Set exercise: Wherever a line below holds the word "styles", copy that line.

Data extract:
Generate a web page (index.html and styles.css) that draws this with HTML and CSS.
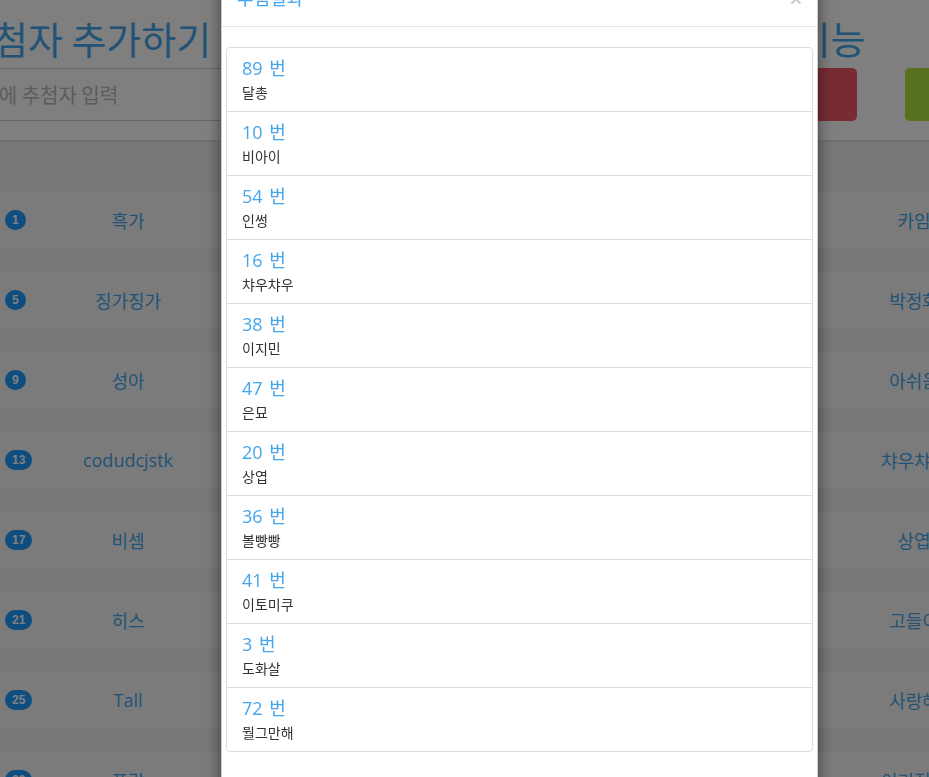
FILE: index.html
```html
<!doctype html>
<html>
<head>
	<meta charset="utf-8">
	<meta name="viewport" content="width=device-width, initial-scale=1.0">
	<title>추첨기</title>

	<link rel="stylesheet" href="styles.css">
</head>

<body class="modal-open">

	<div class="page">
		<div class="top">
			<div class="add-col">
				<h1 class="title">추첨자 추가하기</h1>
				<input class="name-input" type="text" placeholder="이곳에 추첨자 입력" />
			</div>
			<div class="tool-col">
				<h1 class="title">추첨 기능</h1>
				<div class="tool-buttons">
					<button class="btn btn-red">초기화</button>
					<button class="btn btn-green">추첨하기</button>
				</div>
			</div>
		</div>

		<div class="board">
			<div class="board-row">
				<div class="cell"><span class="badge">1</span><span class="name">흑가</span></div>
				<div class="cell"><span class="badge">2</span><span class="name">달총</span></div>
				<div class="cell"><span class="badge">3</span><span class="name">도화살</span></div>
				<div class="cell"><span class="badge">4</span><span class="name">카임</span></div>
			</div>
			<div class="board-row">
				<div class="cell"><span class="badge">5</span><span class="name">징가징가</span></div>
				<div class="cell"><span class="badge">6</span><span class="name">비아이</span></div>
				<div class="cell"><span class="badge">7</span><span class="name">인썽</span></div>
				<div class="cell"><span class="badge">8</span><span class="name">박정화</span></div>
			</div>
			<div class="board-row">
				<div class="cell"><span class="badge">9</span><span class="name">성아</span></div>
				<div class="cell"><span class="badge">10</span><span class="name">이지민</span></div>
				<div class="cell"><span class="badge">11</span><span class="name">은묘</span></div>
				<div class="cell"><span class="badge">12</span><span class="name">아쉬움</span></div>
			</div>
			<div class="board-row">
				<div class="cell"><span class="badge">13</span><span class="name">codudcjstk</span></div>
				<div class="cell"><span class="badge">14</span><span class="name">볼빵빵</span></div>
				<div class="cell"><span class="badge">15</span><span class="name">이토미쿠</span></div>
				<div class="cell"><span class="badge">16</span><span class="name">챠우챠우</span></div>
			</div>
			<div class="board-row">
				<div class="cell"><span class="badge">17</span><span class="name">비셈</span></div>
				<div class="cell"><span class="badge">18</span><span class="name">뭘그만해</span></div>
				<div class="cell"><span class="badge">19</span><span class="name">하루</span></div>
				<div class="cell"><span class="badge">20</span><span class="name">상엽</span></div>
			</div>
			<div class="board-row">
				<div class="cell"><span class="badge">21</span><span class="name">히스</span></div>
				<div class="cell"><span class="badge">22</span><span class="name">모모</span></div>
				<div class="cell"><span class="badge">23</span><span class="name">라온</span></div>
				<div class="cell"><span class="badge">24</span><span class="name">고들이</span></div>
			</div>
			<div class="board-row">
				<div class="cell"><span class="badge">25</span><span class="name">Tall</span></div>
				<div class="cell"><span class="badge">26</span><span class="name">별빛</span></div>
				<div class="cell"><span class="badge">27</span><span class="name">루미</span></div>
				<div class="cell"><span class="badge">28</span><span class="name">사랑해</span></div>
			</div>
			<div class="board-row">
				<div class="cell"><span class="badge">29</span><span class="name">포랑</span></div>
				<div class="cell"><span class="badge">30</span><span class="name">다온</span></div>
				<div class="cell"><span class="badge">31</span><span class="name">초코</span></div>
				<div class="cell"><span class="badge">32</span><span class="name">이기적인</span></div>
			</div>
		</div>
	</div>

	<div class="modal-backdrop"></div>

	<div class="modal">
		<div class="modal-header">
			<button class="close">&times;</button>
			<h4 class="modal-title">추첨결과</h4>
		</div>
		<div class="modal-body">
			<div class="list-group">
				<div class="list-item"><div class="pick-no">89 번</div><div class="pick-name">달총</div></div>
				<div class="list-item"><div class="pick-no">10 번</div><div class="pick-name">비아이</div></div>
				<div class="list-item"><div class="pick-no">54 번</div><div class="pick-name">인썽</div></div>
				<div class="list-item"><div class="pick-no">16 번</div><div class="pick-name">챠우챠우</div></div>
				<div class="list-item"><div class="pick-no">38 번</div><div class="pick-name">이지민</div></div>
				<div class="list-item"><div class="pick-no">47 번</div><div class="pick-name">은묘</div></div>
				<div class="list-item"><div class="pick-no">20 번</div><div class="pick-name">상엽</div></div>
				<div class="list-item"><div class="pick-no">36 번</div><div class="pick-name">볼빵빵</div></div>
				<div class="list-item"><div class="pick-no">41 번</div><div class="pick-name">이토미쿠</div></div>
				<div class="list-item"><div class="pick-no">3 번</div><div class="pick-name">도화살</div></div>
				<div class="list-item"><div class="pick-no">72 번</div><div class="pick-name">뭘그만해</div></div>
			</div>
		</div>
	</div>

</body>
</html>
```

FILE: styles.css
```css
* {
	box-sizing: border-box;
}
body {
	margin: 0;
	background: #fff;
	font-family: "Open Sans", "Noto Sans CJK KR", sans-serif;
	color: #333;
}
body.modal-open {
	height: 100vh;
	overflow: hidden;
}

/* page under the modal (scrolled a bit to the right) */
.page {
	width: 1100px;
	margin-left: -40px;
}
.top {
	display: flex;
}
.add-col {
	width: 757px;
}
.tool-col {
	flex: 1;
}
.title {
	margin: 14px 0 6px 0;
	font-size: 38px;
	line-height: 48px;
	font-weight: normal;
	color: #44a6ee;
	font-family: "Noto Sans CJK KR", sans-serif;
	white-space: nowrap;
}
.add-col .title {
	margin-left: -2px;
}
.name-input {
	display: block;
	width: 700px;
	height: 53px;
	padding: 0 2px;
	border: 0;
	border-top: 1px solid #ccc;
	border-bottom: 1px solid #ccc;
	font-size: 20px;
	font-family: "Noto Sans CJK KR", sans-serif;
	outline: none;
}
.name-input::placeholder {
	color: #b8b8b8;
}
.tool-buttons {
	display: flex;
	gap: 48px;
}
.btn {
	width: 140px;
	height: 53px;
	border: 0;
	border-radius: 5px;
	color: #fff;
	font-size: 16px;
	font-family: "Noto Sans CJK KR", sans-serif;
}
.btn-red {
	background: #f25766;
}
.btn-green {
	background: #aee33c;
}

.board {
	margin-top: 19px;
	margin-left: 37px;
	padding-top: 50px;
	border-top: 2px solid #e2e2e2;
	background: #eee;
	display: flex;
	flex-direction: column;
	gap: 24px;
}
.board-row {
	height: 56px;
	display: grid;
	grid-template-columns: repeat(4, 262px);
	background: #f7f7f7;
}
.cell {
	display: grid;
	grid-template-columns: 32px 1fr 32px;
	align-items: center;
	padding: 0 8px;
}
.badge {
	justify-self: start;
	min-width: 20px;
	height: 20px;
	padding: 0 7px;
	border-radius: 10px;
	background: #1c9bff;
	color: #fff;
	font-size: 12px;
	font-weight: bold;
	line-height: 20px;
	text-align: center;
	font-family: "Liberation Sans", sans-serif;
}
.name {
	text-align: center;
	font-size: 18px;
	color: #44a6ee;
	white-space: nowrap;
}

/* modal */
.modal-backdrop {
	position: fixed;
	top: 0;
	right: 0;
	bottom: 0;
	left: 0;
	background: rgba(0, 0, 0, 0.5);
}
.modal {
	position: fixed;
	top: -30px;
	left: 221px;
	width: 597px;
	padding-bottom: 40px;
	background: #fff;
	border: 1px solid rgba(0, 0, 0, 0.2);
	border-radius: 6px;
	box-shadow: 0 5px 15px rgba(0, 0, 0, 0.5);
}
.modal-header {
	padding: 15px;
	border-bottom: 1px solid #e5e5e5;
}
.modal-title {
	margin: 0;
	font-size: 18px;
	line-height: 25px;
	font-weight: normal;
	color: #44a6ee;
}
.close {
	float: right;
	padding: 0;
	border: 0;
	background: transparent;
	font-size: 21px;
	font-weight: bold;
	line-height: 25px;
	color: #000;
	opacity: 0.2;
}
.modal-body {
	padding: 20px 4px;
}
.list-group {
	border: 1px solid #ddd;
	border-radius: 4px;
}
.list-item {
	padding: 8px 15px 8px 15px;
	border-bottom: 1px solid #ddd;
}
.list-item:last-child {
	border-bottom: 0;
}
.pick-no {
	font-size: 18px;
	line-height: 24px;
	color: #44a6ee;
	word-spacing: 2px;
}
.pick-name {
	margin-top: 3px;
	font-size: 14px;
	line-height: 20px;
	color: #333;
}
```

Response:
Generate a web page (index.html and styles.css) that draws this with HTML and CSS.
	<link rel="stylesheet" href="styles.css">
FILE: styles.css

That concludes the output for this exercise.